:: AIM ::
Write out the listing, please, but only from its first line through the line containing "const py = (y) => oy - y * unit", exactly as given and without pictures.

:: GIVEN DATA ::
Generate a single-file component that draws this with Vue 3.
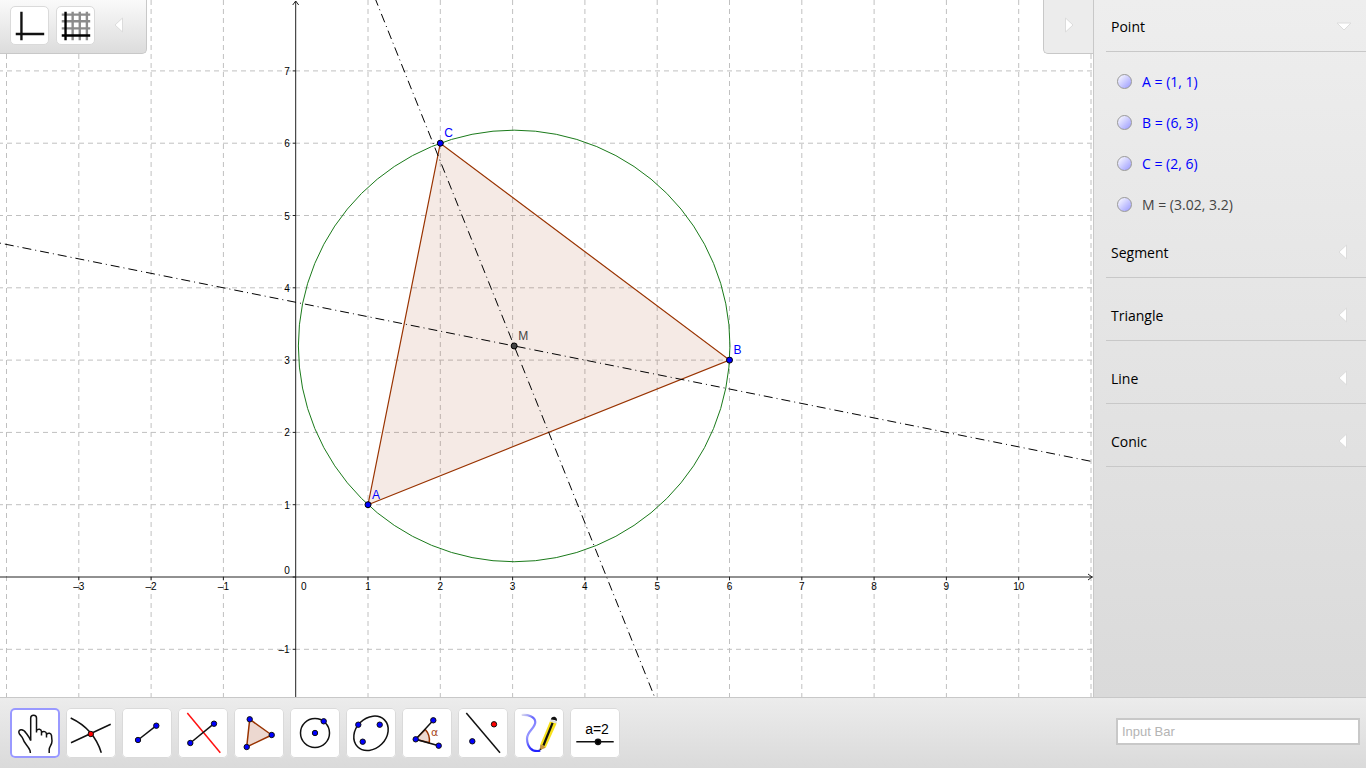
<script setup>
import { ref } from 'vue'

const unit = 72.3
const ox = 295.7
const oy = 577
const px = (x) => ox + x * unit
const py = (y) => oy - y * unit

const xs = [-4, -3, -2, -1, 1, 2, 3, 4, 5, 6, 7, 8, 9, 10, 11]
const ys = [-1, 1, 2, 3, 4, 5, 6, 7]
const xLabels = xs.filter((x) => x > -4 && x < 11)
const label = (n) => (n < 0 ? '–' + -n : String(n))

const A = [1, 1]
const B = [6, 3]
const C = [2, 6]
const M = [6.95 / 2.3, 3.8 - (0.2 * 6.95) / 2.3]
const radius = Math.hypot(M[0] - 1, M[1] - 1) * unit
const triangle = [A, B, C].map(([x, y]) => `${px(x)},${py(y)}`).join(' ')

const bisectors = [
  { x1: -5, y1: 4.8, x2: 20, y2: -0.2 },
  { x1: 1, y1: 8.25, x2: 8, y2: -9.25 },
]

const points = ref([
  { name: 'A', at: A, value: '(1, 1)', free: true, shown: true },
  { name: 'B', at: B, value: '(6, 3)', free: true, shown: true },
  { name: 'C', at: C, value: '(2, 6)', free: true, shown: true },
  { name: 'M', at: M, value: '(3.02, 3.2)', free: false, shown: true },
])
const pointsOpen = ref(true)
const sections = ['Segment', 'Triangle', 'Line', 'Conic']

const tools = ['Move', 'Intersect', 'Segment', 'Perpendicular bisector', 'Polygon', 'Circle', 'Conic', 'Angle', 'Reflect', 'Pen', 'Slider']
const active = ref('Move')
const command = ref('')
</script>

<template>
  <div class="app">
    <div class="workspace">
      <main class="graphics">
        <svg class="plot" role="img" aria-label="Circumcircle of a triangle">
          <g class="grid">
            <line v-for="x in xs" :key="'x' + x" :x1="px(x)" y1="0" :x2="px(x)" y2="100%" />
            <line v-for="y in ys" :key="'y' + y" x1="-2" :y1="py(y)" x2="100%" :y2="py(y)" />
          </g>
          <polygon class="triangle" :points="triangle" />
          <circle class="conic" :cx="px(M[0])" :cy="py(M[1])" :r="radius" />
          <g class="axis">
            <line :x1="ox" y1="1" :x2="ox" y2="100%" />
            <line x1="0" :y1="oy" x2="100%" :y2="oy" />
            <path :d="`M${ox - 3} 5L${ox} 1L${ox + 3} 5`" />
            <svg class="arrow-end" x="100%" :y="oy"><path d="M-5-3L-1 0L-5 3" /></svg>
            <line v-for="x in xLabels" :key="'tx' + x" :x1="px(x)" :y1="oy" :x2="px(x)" :y2="oy + 3" />
            <line v-for="y in ys" :key="'ty' + y" :x1="ox - 3" :y1="py(y)" :x2="ox" :y2="py(y)" />
            <line :x1="ox - 3" :y1="oy" :x2="ox" :y2="oy" />
          </g>
          <g class="ticks">
            <text v-for="x in xLabels" :key="'lx' + x" :x="px(x)" :y="oy + 13" text-anchor="middle">{{ label(x) }}</text>
            <text :x="ox + 8" :y="oy + 13" text-anchor="middle">0</text>
            <text v-for="y in ys" :key="'ly' + y" :x="ox - 6" :y="py(y) + 4" text-anchor="end">{{ label(y) }}</text>
            <text :x="ox - 6" :y="oy - 3" text-anchor="end">0</text>
          </g>
          <line v-for="(b, i) in bisectors" :key="'b' + i" class="bisector" :x1="px(b.x1)" :y1="py(b.y1)" :x2="px(b.x2)" :y2="py(b.y2)" />
          <template v-for="p in points" :key="p.name">
            <g v-if="p.shown" class="point" :class="{ fixed: !p.free }">
              <circle :cx="px(p.at[0])" :cy="py(p.at[1])" r="3" />
              <text :x="px(p.at[0]) + 4" :y="py(p.at[1]) - 6">{{ p.name }}</text>
            </g>
          </template>
        </svg>

        <div class="stylebar">
          <button type="button" class="toggle" aria-label="Show axes">
            <svg width="39" height="39" viewBox="0 0 39 39"><path d="M11 5v30M5 28.5h30" stroke="#111" stroke-width="2.5" /></svg>
          </button>
          <button type="button" class="toggle" aria-label="Show grid">
            <svg width="39" height="39" viewBox="0 0 39 39">
              <path d="M16.5 5v30M24 5v30M31.5 5v30M5 8h30M5 15h30M5 22.5h30" stroke="#8c8c8c" stroke-width="2.5" />
              <path d="M9 5v30M5 30h30" stroke="#000" stroke-width="2.5" />
            </svg>
          </button>
          <button type="button" class="fold" aria-label="Collapse style bar">
            <svg width="10" height="16" viewBox="0 0 10 16"><path d="M8.5 1v14L1 8z" /></svg>
          </button>
        </div>

        <button type="button" class="panel-tab" aria-label="Hide algebra view">
          <svg width="10" height="16" viewBox="0 0 10 16"><path d="M1.5 1v14L9 8z" /></svg>
        </button>
      </main>

      <aside class="algebra">
        <section>
          <button type="button" class="heading" @click="pointsOpen = !pointsOpen">
            <span>Point</span>
            <svg width="18" height="16" viewBox="0 0 18 16"><path d="M2 5h14L9 12z" /></svg>
          </button>
          <ul v-if="pointsOpen" class="items">
            <li v-for="p in points" :key="p.name">
              <label :class="{ fixed: !p.free }">
                <input v-model="p.shown" type="checkbox" />
                <span>{{ p.name }} = {{ p.value }}</span>
              </label>
            </li>
          </ul>
        </section>
        <div class="folded">
          <section v-for="s in sections" :key="s">
            <button type="button" class="heading">
              <span>{{ s }}</span>
              <svg width="18" height="16" viewBox="0 0 18 16"><path d="M11.5 1v14L4 8z" /></svg>
            </button>
          </section>
        </div>
      </aside>
    </div>

    <footer class="toolbar">
      <div class="tools">
        <button v-for="t in tools" :key="t" type="button" class="tool" :class="{ active: active === t }" :aria-label="t" @click="active = t">
          <svg width="50" height="50" viewBox="0 0 50 50">
            <g v-if="t === 'Move'" class="ink">
              <path d="M20.7 32.5V10C20.7 6.2 26.5 6.2 26.5 10V24.5M26.5 22.5C28 20.5 31.3 21 31.5 23.5V27.5M31.5 24.5C33.5 22.6 36.3 23.5 36.5 26V29.5M36.5 26.5C38.5 24.4 41 25.2 41.5 27.5L42 33C42 37 39.3 38.5 39.2 41.5V45" />
              <path d="M20.7 32.5C19.5 29.5 17.5 27 16 25C14.5 22.5 12.5 21.5 10.8 21.7C8.5 22.2 8.4 24.2 9.5 26C11 27.9 12.4 29 13 31C14.2 35.5 18.5 38 20 42.5L20.4 45" />
            </g>
            <g v-else-if="t === 'Intersect'" class="ink">
              <path d="M4.7 10Q28 21 35.3 44.7M5 34.7L44.7 16.3" />
              <circle class="red" cx="24.8" cy="26" r="2.7" />
            </g>
            <g v-else-if="t === 'Segment'" class="ink">
              <path d="M16 32L34.3 17.7" />
              <circle class="blue" cx="16" cy="32" r="2.7" /><circle class="blue" cx="34.3" cy="17.7" r="2.7" />
            </g>
            <g v-else-if="t === 'Perpendicular bisector'" class="ink">
              <path d="M9.3 5L42.3 44.7" stroke="#f11" />
              <path d="M12.3 35L36 15.7" />
              <circle class="blue" cx="12.3" cy="35" r="2.7" /><circle class="blue" cx="36" cy="15.7" r="2.7" />
            </g>
            <g v-else-if="t === 'Polygon'" class="ink">
              <path class="brown" d="M15.7 11.3L37.7 27L12.7 39z" />
              <circle class="blue" cx="15.7" cy="11.3" r="2.7" /><circle class="blue" cx="37.7" cy="27" r="2.7" /><circle class="blue" cx="12.7" cy="39" r="2.7" />
            </g>
            <g v-else-if="t === 'Circle'" class="ink">
              <circle cx="25" cy="25" r="14.5" />
              <circle class="blue" cx="25" cy="25" r="2.7" /><circle class="blue" cx="33.7" cy="13.3" r="2.7" />
            </g>
            <g v-else-if="t === 'Conic'" class="ink">
              <ellipse cx="25" cy="25.3" rx="19" ry="15.2" transform="rotate(-45 25 25.3)" />
              <circle class="blue" cx="12.3" cy="16.7" r="2.7" /><circle class="blue" cx="33.7" cy="16.7" r="2.7" /><circle class="blue" cx="16.7" cy="33.7" r="2.7" />
            </g>
            <g v-else-if="t === 'Angle'" class="ink">
              <path class="brown" d="M13.7 31.3L23.3 21.5Q28.3 27 27.3 34.7z" />
              <path d="M31.3 12.3L13.7 31.3L36.7 37.7" />
              <circle class="blue" cx="13.7" cy="31.3" r="2.7" /><circle class="blue" cx="31.3" cy="12.3" r="2.7" /><circle class="blue" cx="36.7" cy="37.7" r="2.7" />
              <text class="alpha" x="29" y="28">α</text>
            </g>
            <g v-else-if="t === 'Reflect'" class="ink">
              <path d="M8.3 5L42 44.7" />
              <circle class="red" cx="36" cy="16.3" r="2.7" /><circle class="blue" cx="14.3" cy="33.3" r="2.7" />
            </g>
            <g v-else-if="t === 'Pen'">
              <defs>
                <linearGradient id="stroke-fade" x1="0" y1="0" x2="0.5" y2="1">
                  <stop offset="0" stop-color="#dde" /><stop offset="0.3" stop-color="#66f" /><stop offset="0.6" stop-color="#99f" /><stop offset="1" stop-color="#22f" />
                </linearGradient>
              </defs>
              <path d="M7.7 7C14 6.5 21 8.5 21.3 14C21.5 20 12.7 23.5 13 31C13.3 38 17 44.5 26.3 42.7" fill="none" stroke="url(#stroke-fade)" stroke-width="2.2" />
              <path d="M26.3 36.5L36 13.2L42.6 15.6L31.7 39.7z" fill="#f8e11c" />
              <path d="M38.6 14.8L29.4 37.5" stroke="#111" stroke-width="2.2" />
              <path d="M26.3 36.5L25.7 42.2L31.7 39.7L29 37.5z" fill="#c7953c" />
              <path d="M25.9 40.3L25.6 42.4L27.7 41.5z" fill="#222" />
              <path d="M36 13.2L36.8 11.6L42.9 13.6L42.6 15.6z" fill="#ddd" />
              <path d="M36.8 11.4C38 7 44 8.6 42.8 13L40.5 11.9z" fill="#111" />
            </g>
            <g v-else class="ink">
              <text class="slider" x="27" y="26" text-anchor="middle">a=2</text>
              <path d="M6.3 33.8H43.7" />
              <circle cx="28" cy="33.8" r="2.6" fill="#000" />
            </g>
          </svg>
        </button>
      </div>
      <input v-model="command" class="command" type="text" placeholder="Input Bar" aria-label="Input Bar" />
    </footer>
  </div>
</template>

<style>
body {
  margin: 0;
}
</style>

<style scoped>
.app {
  display: flex;
  flex-direction: column;
  height: 100vh;
  font-family: "Open Sans", "Noto Sans", sans-serif;
  overflow: hidden;
}
button {
  margin: 0;
  padding: 0;
  border: 0;
  background: none;
  font: inherit;
  color: inherit;
  cursor: pointer;
}
button svg {
  display: block;
  fill: none;
}
.workspace {
  display: flex;
  flex: 1;
  min-height: 0;
}
.graphics {
  position: relative;
  flex: 1;
  min-width: 0;
  background: #fff;
}
.plot {
  display: block;
  width: 100%;
  height: 100%;
}
.grid line {
  stroke: #c0c0c0;
  stroke-dasharray: 5 4;
}
.axis line,
.axis path {
  stroke: #222;
  fill: none;
}
.arrow-end {
  overflow: visible;
}
.ticks text {
  font: 10px "Liberation Sans", sans-serif;
  fill: #000;
}
.triangle {
  fill: #993300;
  fill-opacity: 0.1;
  stroke: #993300;
  stroke-width: 1.2;
}
.conic {
  fill: none;
  stroke: #1a7a1a;
}
.bisector {
  stroke: #000;
  stroke-dasharray: 9 4 1 4;
}
.point circle {
  fill: #0000ff;
  stroke: #000;
}
.point text {
  font: 12px "Liberation Sans", sans-serif;
  fill: #0000ff;
}
.point.fixed circle {
  fill: #444;
}
.point.fixed text {
  fill: #444;
}
.stylebar {
  position: absolute;
  top: 0;
  left: 0;
  display: flex;
  align-items: flex-start;
  gap: 7px;
  padding: 6px 22px 8px 10px;
  border: solid #c8c8c8;
  border-width: 0 1px 1px 0;
  border-radius: 0 0 5px 0;
  background: linear-gradient(#fafafa, #dcdcdc);
}
.toggle {
  height: 39px;
  width: 39px;
  border: 1px solid #dadada;
  border-radius: 5px;
  background: #fff;
}
.toggle svg {
  width: 37px;
  height: 37px;
}
.fold {
  margin: 11px 0 0 12px;
}
.fold path,
.panel-tab path,
.heading path {
  fill: #fff;
  stroke: #dcdcdc;
}
.panel-tab {
  position: absolute;
  top: 0;
  right: 0;
  width: 50px;
  height: 54px;
  padding: 0 0 4px 20px;
  border: solid #c8c8c8;
  border-width: 0 0 1px 1px;
  border-radius: 0 0 0 5px;
  background: #ececec;
}
.algebra {
  box-sizing: border-box;
  width: 273px;
  padding-left: 12px;
  border-left: 1px solid #c8c8c8;
  background: linear-gradient(#eeeeee, #dadada);
  font-size: 14px;
  color: #000;
}
.heading {
  display: flex;
  align-items: center;
  justify-content: space-between;
  box-sizing: border-box;
  width: 100%;
  height: 52px;
  padding: 1px 13px 0 5px;
  border-bottom: 1px solid #c8c8c8;
}
.folded {
  display: flex;
  flex-direction: column;
  gap: 11px;
}
.items {
  margin: 0;
  padding: 9px 0 1px 11px;
  list-style: none;
}
.items label {
  display: flex;
  align-items: center;
  gap: 10px;
  height: 41px;
  color: #0000ff;
}
.items label.fixed {
  color: #444;
}
.items input {
  appearance: none;
  width: 15px;
  height: 15px;
  margin: 0;
  border: 1px solid #999;
  border-radius: 50%;
  background: linear-gradient(135deg, #fff, #9999ff);
}
.toolbar {
  display: flex;
  align-items: center;
  justify-content: space-between;
  box-sizing: border-box;
  height: 71px;
  padding: 0 6px 0 10px;
  border-top: 1px solid #c8c8c8;
  background: linear-gradient(#ececec, #dadada);
}
.tools {
  display: flex;
  gap: 6px;
}
.tool {
  border-radius: 5px;
  background: #fff;
  box-shadow: inset 0 0 0 1px #dadada;
}
.tool.active {
  box-shadow: inset 0 0 0 2px #9999ff;
}
.ink {
  stroke: #111;
  stroke-width: 1.5;
}
.ink .blue {
  fill: #0000ff;
  stroke-width: 1;
}
.ink .red {
  fill: #ff0000;
  stroke-width: 1;
}
.ink .brown {
  fill: #ecd8d0;
  stroke: #993300;
}
.ink text {
  stroke: none;
}
.alpha {
  font: 11px "DejaVu Sans", sans-serif;
  fill: #a84a1c;
}
.slider {
  font: 14px "Liberation Sans", sans-serif;
  fill: #000;
}
.command {
  box-sizing: border-box;
  width: 244px;
  height: 27px;
  margin-bottom: 4px;
  padding: 0 4px;
  border: 2px solid #c8c8c8;
  border-radius: 0;
  background: #fff;
  font: 13px "Liberation Sans", sans-serif;
  color: #222;
}
.command::placeholder {
  color: #b4b4b4;
}
</style>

:: TASK SOLUTION ::
Generate a single-file component that draws this with Vue 3.
<script setup>
import { ref } from 'vue'

const unit = 72.3
const ox = 295.7
const oy = 577
const px = (x) => ox + x * unit
const py = (y) => oy - y * unit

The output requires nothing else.